相続前贈与の加算期間、完全移行は令和13年1月以降

 暦年課税における相続前贈与の加算については、現行の3年から7年に延長する。加算期間を延長することにより、現行制度よりも「資産移転の時期の選択に中立的な税制」に少し近づくことになる。
 令和6年(2024年)1月以降に受けた贈与について加算期間の延長を適用するが、令和9年(2027年)1月以降、加算期間は順次延長されることになり、加算期間が7年となるのは令和13年(2031年)1月以降となる(図3参照)。

100万円までは相続財産に加算せず
 また、延長した4年間に受けた贈与については、総額100万円までは相続財産に加算しないこととする。

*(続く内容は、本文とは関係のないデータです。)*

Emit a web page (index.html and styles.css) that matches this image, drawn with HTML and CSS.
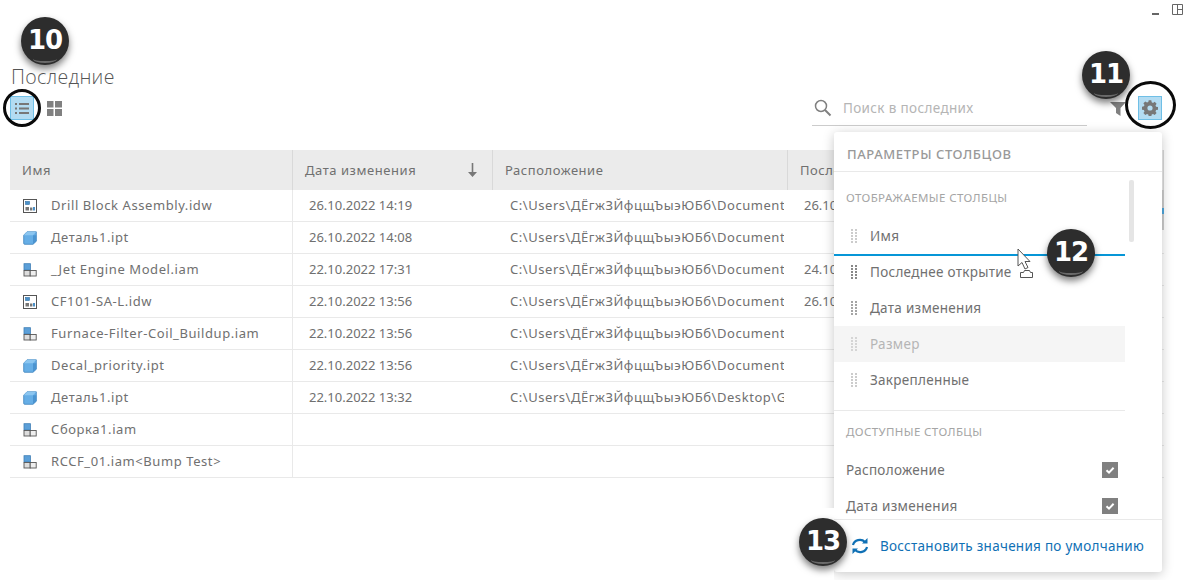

贈与税の非課税措置、次の適用期限には廃止も含めて検討

 富裕層を優遇し、格差の是正に逆行する制度であるとの批判の声がある「教育資金の一括贈与に係る贈与税の非課税措置」や「結婚・子育て資金の一括贈与に係る贈与税の非課税措置」については、令和4年度税制改正大綱においても「格差の固定化防止等の観点を踏まえ、不断の見直しを行っていく必要がある」と明記されていたことから、制度の廃止を含めた検討が行われたが、こども家庭庁が設置されることもあり、結果的には一部見直しを行った上で適用期限が延長されることになった。
契約終了時の残高には贈与税の本則税率
 「教育資金の一括贈与に係る贈与税の非課税措置」については、現行の1,500万円とされている非課税限度額を維持し、適用期限を令和8年3月31日まで3年延長する。ただし、契約終了時の残高に贈与税が課される際の税率は、特例税率ではなく贈与税の本則税率とする(下表参照)。また、契約期間中に贈与者が死亡した際、贈与者に係る相続税の課税価格の合計(≒小規模宅地特例等の適用後の遺産総額)が5億円を超える場合には、受贈者の年齢等に関わらず、残高を相続財産に加算することとする。

 「結婚・子育て資金の一括贈与に係る贈与税の非課税措置」については、現行の1,000万円とされている非課税限度額を維持し、適用期限を令和7年3月31日まで2年延長する。ただし、契約終了時の残高に贈与税が課される際の税率は、こちらも贈与税の本則税率とする。
 なお、次の適用期限の到来時には、利用件数や利用実態等を踏まえ、制度の廃止も含め改めて検討が行われる模様だ。